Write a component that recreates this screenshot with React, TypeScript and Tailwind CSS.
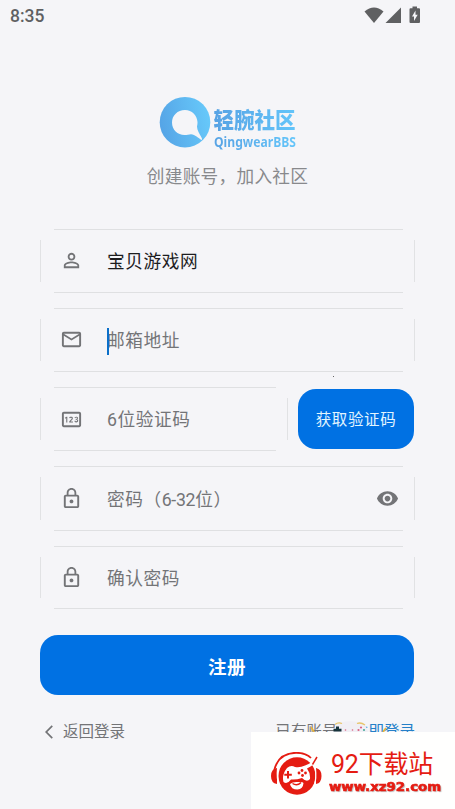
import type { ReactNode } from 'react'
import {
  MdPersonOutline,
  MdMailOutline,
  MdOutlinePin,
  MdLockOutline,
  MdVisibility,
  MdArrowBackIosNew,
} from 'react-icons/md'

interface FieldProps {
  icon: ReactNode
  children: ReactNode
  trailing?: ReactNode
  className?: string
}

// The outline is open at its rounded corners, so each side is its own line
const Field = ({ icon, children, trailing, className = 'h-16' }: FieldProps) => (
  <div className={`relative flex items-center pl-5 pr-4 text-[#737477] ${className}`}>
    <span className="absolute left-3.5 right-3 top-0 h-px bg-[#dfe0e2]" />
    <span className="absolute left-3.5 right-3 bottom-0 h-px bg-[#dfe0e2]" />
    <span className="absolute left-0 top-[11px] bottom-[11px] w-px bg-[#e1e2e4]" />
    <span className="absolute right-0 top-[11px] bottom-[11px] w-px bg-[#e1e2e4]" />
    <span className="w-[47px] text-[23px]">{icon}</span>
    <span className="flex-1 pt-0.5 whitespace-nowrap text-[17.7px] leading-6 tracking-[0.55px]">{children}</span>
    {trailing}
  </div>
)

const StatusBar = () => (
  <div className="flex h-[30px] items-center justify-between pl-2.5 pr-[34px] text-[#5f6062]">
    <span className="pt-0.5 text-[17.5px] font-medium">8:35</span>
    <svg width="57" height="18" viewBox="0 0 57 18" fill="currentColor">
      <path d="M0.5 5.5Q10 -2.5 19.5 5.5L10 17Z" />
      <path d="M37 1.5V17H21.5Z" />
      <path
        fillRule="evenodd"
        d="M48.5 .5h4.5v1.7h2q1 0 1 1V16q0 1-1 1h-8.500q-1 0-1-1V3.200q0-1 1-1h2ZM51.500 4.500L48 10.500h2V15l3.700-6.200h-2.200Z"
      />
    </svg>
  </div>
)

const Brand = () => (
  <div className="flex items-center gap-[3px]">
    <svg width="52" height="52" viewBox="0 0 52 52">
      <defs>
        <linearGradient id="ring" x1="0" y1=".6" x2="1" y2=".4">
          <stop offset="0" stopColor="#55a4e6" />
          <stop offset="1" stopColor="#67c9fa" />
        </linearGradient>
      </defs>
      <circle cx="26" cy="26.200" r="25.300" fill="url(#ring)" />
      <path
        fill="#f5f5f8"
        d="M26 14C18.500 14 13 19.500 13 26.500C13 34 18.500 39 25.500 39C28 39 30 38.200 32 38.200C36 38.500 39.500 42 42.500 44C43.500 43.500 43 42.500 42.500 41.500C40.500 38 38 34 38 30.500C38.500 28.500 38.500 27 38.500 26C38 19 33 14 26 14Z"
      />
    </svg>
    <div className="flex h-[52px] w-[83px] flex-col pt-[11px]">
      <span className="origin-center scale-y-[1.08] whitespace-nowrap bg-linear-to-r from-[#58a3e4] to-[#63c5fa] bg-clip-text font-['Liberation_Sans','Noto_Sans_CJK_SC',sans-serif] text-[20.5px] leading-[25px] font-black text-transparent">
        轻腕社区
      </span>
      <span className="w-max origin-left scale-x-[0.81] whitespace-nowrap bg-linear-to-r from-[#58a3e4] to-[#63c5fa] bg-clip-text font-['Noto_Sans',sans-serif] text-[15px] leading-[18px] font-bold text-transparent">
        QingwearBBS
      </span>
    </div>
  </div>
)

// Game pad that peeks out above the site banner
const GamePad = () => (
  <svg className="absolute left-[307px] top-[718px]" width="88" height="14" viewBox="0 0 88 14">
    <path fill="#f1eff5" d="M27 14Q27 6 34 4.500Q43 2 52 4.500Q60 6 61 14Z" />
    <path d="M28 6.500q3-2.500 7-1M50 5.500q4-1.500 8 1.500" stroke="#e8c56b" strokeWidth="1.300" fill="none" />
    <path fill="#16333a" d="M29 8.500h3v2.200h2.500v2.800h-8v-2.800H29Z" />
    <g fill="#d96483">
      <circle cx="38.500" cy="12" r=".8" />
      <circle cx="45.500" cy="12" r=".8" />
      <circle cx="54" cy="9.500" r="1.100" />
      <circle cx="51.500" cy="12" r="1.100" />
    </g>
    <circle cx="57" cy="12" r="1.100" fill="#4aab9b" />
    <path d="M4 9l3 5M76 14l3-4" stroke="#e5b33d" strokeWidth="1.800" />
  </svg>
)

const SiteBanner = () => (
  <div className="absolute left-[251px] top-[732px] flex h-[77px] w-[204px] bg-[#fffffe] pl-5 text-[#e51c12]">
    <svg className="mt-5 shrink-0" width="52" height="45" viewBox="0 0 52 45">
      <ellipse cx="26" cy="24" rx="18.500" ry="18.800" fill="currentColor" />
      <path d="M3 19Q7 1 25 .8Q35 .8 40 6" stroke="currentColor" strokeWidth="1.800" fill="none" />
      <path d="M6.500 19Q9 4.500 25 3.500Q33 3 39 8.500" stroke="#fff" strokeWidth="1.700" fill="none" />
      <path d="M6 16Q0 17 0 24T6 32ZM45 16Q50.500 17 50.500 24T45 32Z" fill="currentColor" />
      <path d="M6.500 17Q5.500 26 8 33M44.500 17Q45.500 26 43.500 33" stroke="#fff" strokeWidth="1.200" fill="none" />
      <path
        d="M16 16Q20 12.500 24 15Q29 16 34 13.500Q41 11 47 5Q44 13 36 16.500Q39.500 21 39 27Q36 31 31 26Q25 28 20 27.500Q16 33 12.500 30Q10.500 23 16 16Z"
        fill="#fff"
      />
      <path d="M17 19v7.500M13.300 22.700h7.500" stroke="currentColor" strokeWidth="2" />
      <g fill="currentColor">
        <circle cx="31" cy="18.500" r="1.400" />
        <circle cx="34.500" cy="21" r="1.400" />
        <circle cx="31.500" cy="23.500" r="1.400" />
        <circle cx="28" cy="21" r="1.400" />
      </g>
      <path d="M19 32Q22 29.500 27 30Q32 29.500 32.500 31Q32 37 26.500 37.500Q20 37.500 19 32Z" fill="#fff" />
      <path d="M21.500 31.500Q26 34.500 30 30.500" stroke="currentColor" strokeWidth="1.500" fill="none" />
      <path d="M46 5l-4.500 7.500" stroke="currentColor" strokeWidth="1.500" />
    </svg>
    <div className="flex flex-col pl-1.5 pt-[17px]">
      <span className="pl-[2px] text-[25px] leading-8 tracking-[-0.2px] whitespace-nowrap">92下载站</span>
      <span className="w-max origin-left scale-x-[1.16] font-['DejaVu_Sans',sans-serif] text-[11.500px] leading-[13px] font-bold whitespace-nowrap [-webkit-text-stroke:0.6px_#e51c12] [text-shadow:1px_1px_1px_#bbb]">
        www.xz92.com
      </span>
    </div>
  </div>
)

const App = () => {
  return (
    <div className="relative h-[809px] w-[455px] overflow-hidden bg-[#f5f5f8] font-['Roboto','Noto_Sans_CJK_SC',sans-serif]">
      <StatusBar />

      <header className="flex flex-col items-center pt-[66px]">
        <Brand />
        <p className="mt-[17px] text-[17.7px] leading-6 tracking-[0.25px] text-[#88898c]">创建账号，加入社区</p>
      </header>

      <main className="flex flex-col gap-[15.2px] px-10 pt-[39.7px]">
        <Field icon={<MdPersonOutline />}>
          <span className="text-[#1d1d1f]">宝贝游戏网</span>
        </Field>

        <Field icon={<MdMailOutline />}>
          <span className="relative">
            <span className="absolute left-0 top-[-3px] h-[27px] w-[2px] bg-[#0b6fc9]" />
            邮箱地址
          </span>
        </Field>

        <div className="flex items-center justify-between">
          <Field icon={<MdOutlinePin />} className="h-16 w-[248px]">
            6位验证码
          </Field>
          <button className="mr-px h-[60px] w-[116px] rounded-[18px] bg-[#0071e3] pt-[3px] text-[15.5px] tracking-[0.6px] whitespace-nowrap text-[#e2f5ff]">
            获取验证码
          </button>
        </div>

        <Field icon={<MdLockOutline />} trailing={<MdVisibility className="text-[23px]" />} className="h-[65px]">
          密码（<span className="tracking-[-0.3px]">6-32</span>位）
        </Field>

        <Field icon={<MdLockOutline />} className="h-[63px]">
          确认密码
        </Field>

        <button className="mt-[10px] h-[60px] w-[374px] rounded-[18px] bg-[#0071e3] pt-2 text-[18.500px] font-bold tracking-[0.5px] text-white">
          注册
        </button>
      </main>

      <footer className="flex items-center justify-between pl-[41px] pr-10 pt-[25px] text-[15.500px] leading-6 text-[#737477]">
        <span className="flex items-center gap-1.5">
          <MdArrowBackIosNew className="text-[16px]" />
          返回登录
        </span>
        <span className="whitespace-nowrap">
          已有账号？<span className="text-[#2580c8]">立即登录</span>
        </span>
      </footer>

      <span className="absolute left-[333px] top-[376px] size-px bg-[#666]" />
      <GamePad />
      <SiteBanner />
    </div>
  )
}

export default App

*TO DO*:
From the listing above, copy all lines holding the word "that".

*RESPONSE TO THIS TASK*:
Write a component that recreates this screenshot with React, TypeScript and Tailwind CSS.
// Game pad that peeks out above the site banner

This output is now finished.